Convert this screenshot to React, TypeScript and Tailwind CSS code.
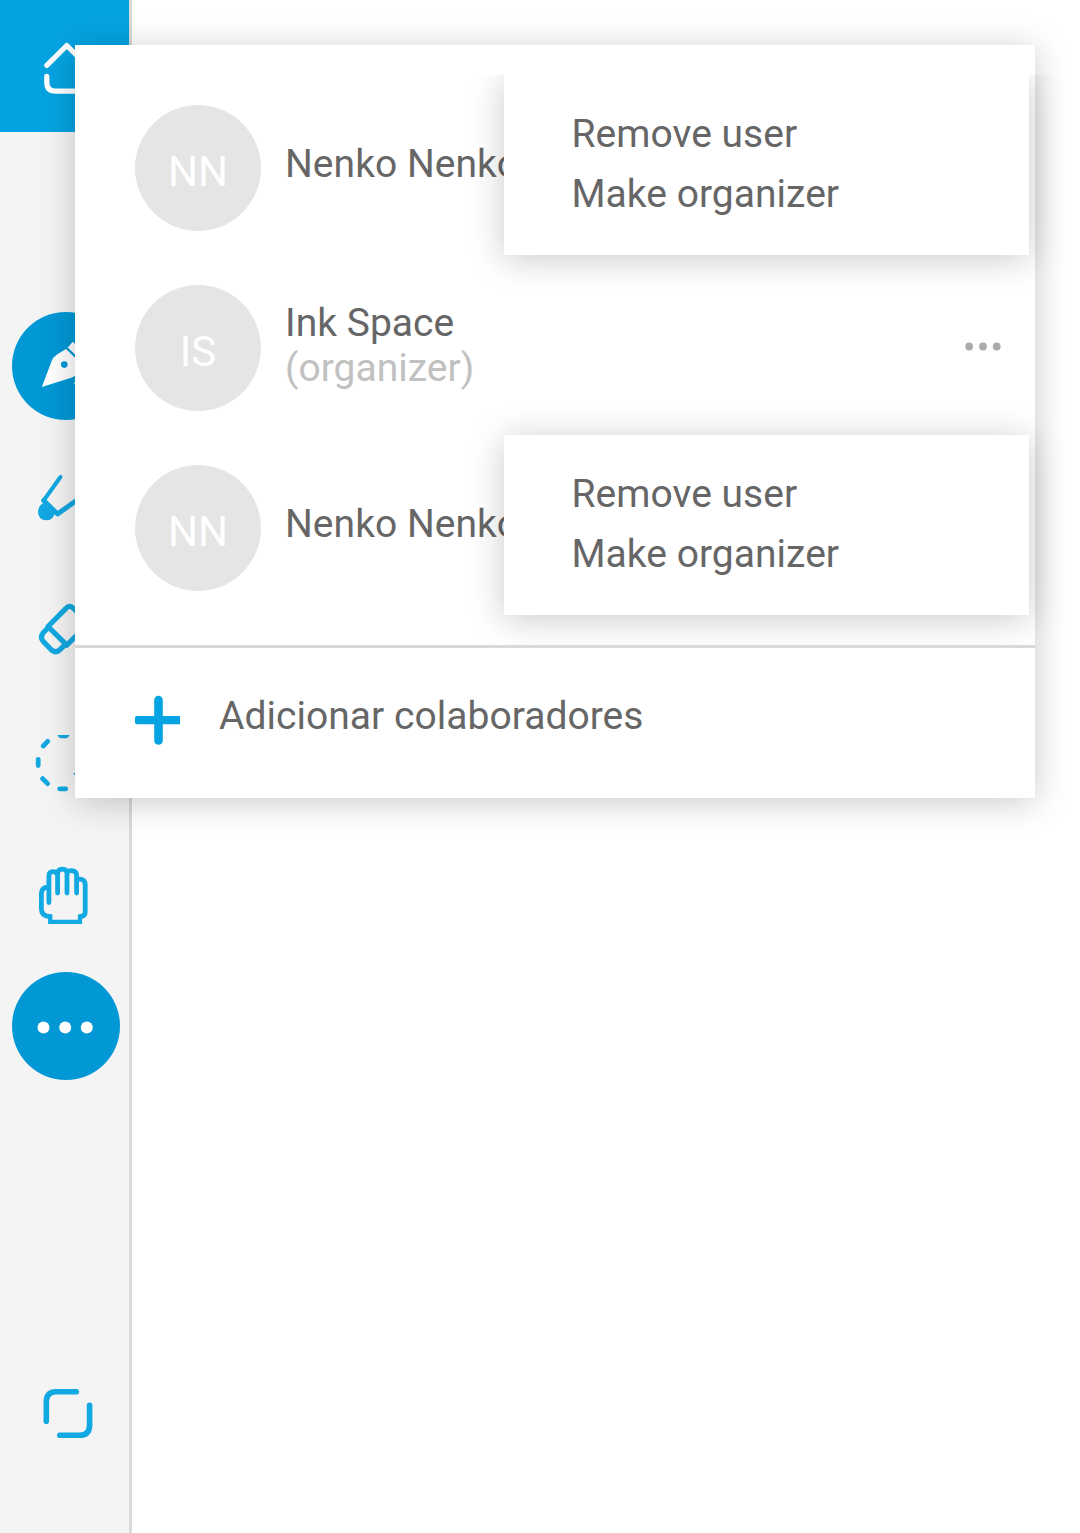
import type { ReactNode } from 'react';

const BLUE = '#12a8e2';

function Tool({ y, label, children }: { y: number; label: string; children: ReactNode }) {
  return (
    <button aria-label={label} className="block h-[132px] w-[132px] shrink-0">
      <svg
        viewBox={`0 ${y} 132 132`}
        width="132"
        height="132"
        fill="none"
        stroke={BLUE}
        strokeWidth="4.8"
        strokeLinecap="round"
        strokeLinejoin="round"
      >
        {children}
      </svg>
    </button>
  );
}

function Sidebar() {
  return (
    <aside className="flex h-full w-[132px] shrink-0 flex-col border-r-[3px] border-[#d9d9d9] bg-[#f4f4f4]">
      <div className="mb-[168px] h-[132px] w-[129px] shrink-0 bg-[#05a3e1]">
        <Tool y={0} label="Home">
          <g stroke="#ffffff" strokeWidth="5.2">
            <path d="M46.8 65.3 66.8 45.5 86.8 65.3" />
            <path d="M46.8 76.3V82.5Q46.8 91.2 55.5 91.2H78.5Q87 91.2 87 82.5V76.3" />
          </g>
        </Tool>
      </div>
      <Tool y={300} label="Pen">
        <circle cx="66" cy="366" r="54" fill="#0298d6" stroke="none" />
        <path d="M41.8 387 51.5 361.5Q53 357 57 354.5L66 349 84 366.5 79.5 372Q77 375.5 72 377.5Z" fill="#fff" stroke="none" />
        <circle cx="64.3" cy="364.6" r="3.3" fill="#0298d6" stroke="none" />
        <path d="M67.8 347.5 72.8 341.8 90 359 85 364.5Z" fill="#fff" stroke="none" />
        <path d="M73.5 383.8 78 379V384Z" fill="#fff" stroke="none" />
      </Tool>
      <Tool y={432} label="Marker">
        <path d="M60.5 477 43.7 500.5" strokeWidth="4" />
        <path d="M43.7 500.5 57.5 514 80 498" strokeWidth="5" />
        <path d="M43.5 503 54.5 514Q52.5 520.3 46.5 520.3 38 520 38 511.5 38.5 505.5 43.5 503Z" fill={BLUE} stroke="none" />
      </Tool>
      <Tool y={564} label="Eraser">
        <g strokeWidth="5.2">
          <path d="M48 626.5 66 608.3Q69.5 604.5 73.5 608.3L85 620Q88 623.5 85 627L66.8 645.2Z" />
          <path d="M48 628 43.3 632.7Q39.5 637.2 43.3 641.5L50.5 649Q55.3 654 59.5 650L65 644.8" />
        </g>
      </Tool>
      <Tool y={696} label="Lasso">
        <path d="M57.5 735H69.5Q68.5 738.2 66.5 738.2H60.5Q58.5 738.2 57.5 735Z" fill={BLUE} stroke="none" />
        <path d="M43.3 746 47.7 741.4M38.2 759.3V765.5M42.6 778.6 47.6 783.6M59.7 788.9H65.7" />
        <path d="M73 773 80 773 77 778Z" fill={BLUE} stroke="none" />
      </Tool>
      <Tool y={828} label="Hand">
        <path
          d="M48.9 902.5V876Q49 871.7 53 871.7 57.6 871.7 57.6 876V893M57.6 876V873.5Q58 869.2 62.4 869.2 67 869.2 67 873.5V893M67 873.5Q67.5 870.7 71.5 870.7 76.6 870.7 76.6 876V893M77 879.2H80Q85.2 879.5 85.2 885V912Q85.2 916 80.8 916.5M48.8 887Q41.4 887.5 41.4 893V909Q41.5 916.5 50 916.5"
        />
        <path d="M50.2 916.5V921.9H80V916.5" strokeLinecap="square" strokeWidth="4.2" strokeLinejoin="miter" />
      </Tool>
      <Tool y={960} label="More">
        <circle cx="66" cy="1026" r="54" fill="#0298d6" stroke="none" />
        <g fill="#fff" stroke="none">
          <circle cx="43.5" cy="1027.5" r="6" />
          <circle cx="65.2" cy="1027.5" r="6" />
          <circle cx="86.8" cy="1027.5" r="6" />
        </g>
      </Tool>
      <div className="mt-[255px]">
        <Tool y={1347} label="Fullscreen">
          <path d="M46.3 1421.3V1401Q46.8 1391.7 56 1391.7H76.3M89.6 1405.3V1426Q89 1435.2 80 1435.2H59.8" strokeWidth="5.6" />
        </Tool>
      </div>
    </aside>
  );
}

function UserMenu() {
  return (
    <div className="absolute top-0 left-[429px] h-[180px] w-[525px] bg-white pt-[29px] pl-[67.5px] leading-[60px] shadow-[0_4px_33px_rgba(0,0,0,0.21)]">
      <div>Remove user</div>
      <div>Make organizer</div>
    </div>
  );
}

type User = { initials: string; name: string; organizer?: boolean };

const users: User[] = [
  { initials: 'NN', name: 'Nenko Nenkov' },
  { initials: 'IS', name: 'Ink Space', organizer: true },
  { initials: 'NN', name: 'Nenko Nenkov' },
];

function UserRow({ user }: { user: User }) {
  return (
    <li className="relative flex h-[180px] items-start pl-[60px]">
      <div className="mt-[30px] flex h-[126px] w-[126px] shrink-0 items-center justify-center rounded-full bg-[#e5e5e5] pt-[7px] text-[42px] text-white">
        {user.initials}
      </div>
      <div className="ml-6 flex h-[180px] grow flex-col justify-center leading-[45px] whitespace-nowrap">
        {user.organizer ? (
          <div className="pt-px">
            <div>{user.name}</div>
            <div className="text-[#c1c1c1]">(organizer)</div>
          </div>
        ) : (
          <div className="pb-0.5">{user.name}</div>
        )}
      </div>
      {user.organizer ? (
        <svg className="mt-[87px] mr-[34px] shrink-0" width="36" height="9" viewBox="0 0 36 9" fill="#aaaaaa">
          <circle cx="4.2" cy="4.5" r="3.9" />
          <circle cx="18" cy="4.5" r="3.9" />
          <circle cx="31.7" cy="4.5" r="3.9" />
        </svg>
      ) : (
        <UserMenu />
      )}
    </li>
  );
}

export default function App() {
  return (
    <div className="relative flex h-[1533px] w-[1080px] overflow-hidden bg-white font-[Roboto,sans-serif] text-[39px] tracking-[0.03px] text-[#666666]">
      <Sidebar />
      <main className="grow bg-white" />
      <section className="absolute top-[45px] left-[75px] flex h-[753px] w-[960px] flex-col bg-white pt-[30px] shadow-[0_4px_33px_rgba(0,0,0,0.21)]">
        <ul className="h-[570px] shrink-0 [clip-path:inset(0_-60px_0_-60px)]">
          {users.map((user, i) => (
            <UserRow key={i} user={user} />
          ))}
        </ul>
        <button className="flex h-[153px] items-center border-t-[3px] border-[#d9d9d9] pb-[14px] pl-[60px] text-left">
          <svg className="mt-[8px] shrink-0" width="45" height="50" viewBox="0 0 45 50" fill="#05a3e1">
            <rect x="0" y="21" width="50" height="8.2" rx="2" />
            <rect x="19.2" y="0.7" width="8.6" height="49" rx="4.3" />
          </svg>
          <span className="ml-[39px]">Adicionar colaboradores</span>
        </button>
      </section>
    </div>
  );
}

### WHAT YOU ARE ASKED TO DO
Exactly as written, return every line of the listing, but not the pictures.

### COMPLETE OUTPUT
Convert this screenshot to React, TypeScript and Tailwind CSS code.
import type { ReactNode } from 'react';

const BLUE = '#12a8e2';

function Tool({ y, label, children }: { y: number; label: string; children: ReactNode }) {
  return (
    <button aria-label={label} className="block h-[132px] w-[132px] shrink-0">
      <svg
        viewBox={`0 ${y} 132 132`}
        width="132"
        height="132"
        fill="none"
        stroke={BLUE}
        strokeWidth="4.8"
        strokeLinecap="round"
        strokeLinejoin="round"
      >
        {children}
      </svg>
    </button>
  );
}

function Sidebar() {
  return (
    <aside className="flex h-full w-[132px] shrink-0 flex-col border-r-[3px] border-[#d9d9d9] bg-[#f4f4f4]">
      <div className="mb-[168px] h-[132px] w-[129px] shrink-0 bg-[#05a3e1]">
        <Tool y={0} label="Home">
          <g stroke="#ffffff" strokeWidth="5.2">
            <path d="M46.8 65.3 66.8 45.5 86.8 65.3" />
            <path d="M46.8 76.3V82.5Q46.8 91.2 55.5 91.2H78.5Q87 91.2 87 82.5V76.3" />
          </g>
        </Tool>
      </div>
      <Tool y={300} label="Pen">
        <circle cx="66" cy="366" r="54" fill="#0298d6" stroke="none" />
        <path d="M41.8 387 51.5 361.5Q53 357 57 354.5L66 349 84 366.5 79.5 372Q77 375.5 72 377.5Z" fill="#fff" stroke="none" />
        <circle cx="64.3" cy="364.6" r="3.3" fill="#0298d6" stroke="none" />
        <path d="M67.8 347.5 72.8 341.8 90 359 85 364.5Z" fill="#fff" stroke="none" />
        <path d="M73.5 383.8 78 379V384Z" fill="#fff" stroke="none" />
      </Tool>
      <Tool y={432} label="Marker">
        <path d="M60.5 477 43.7 500.5" strokeWidth="4" />
        <path d="M43.7 500.5 57.5 514 80 498" strokeWidth="5" />
        <path d="M43.5 503 54.5 514Q52.5 520.3 46.5 520.3 38 520 38 511.5 38.5 505.5 43.5 503Z" fill={BLUE} stroke="none" />
      </Tool>
      <Tool y={564} label="Eraser">
        <g strokeWidth="5.2">
          <path d="M48 626.5 66 608.3Q69.5 604.5 73.5 608.3L85 620Q88 623.5 85 627L66.8 645.2Z" />
          <path d="M48 628 43.3 632.7Q39.5 637.2 43.3 641.5L50.5 649Q55.3 654 59.5 650L65 644.8" />
        </g>
      </Tool>
      <Tool y={696} label="Lasso">
        <path d="M57.5 735H69.5Q68.5 738.2 66.5 738.2H60.5Q58.5 738.2 57.5 735Z" fill={BLUE} stroke="none" />
        <path d="M43.3 746 47.7 741.4M38.2 759.3V765.5M42.6 778.6 47.6 783.6M59.7 788.9H65.7" />
        <path d="M73 773 80 773 77 778Z" fill={BLUE} stroke="none" />
      </Tool>
      <Tool y={828} label="Hand">
        <path
          d="M48.9 902.5V876Q49 871.7 53 871.7 57.6 871.7 57.6 876V893M57.6 876V873.5Q58 869.2 62.4 869.2 67 869.2 67 873.5V893M67 873.5Q67.5 870.7 71.5 870.7 76.6 870.7 76.6 876V893M77 879.2H80Q85.2 879.5 85.2 885V912Q85.2 916 80.8 916.5M48.8 887Q41.4 887.5 41.4 893V909Q41.5 916.5 50 916.5"
        />
        <path d="M50.2 916.5V921.9H80V916.5" strokeLinecap="square" strokeWidth="4.2" strokeLinejoin="miter" />
      </Tool>
      <Tool y={960} label="More">
        <circle cx="66" cy="1026" r="54" fill="#0298d6" stroke="none" />
        <g fill="#fff" stroke="none">
          <circle cx="43.5" cy="1027.5" r="6" />
          <circle cx="65.2" cy="1027.5" r="6" />
          <circle cx="86.8" cy="1027.5" r="6" />
        </g>
      </Tool>
      <div className="mt-[255px]">
        <Tool y={1347} label="Fullscreen">
          <path d="M46.3 1421.3V1401Q46.8 1391.7 56 1391.7H76.3M89.6 1405.3V1426Q89 1435.2 80 1435.2H59.8" strokeWidth="5.6" />
        </Tool>
      </div>
    </aside>
  );
}

function UserMenu() {
  return (
    <div className="absolute top-0 left-[429px] h-[180px] w-[525px] bg-white pt-[29px] pl-[67.5px] leading-[60px] shadow-[0_4px_33px_rgba(0,0,0,0.21)]">
      <div>Remove user</div>
      <div>Make organizer</div>
    </div>
  );
}

type User = { initials: string; name: string; organizer?: boolean };

const users: User[] = [
  { initials: 'NN', name: 'Nenko Nenkov' },
  { initials: 'IS', name: 'Ink Space', organizer: true },
  { initials: 'NN', name: 'Nenko Nenkov' },
];

function UserRow({ user }: { user: User }) {
  return (
    <li className="relative flex h-[180px] items-start pl-[60px]">
      <div className="mt-[30px] flex h-[126px] w-[126px] shrink-0 items-center justify-center rounded-full bg-[#e5e5e5] pt-[7px] text-[42px] text-white">
        {user.initials}
      </div>
      <div className="ml-6 flex h-[180px] grow flex-col justify-center leading-[45px] whitespace-nowrap">
        {user.organizer ? (
          <div className="pt-px">
            <div>{user.name}</div>
            <div className="text-[#c1c1c1]">(organizer)</div>
          </div>
        ) : (
          <div className="pb-0.5">{user.name}</div>
        )}
      </div>
      {user.organizer ? (
        <svg className="mt-[87px] mr-[34px] shrink-0" width="36" height="9" viewBox="0 0 36 9" fill="#aaaaaa">
          <circle cx="4.2" cy="4.5" r="3.9" />
          <circle cx="18" cy="4.5" r="3.9" />
          <circle cx="31.7" cy="4.5" r="3.9" />
        </svg>
      ) : (
        <UserMenu />
      )}
    </li>
  );
}

export default function App() {
  return (
    <div className="relative flex h-[1533px] w-[1080px] overflow-hidden bg-white font-[Roboto,sans-serif] text-[39px] tracking-[0.03px] text-[#666666]">
      <Sidebar />
      <main className="grow bg-white" />
      <section className="absolute top-[45px] left-[75px] flex h-[753px] w-[960px] flex-col bg-white pt-[30px] shadow-[0_4px_33px_rgba(0,0,0,0.21)]">
        <ul className="h-[570px] shrink-0 [clip-path:inset(0_-60px_0_-60px)]">
          {users.map((user, i) => (
            <UserRow key={i} user={user} />
          ))}
        </ul>
        <button className="flex h-[153px] items-center border-t-[3px] border-[#d9d9d9] pb-[14px] pl-[60px] text-left">
          <svg className="mt-[8px] shrink-0" width="45" height="50" viewBox="0 0 45 50" fill="#05a3e1">
            <rect x="0" y="21" width="50" height="8.2" rx="2" />
            <rect x="19.2" y="0.7" width="8.6" height="49" rx="4.3" />
          </svg>
          <span className="ml-[39px]">Adicionar colaboradores</span>
        </button>
      </section>
    </div>
  );
}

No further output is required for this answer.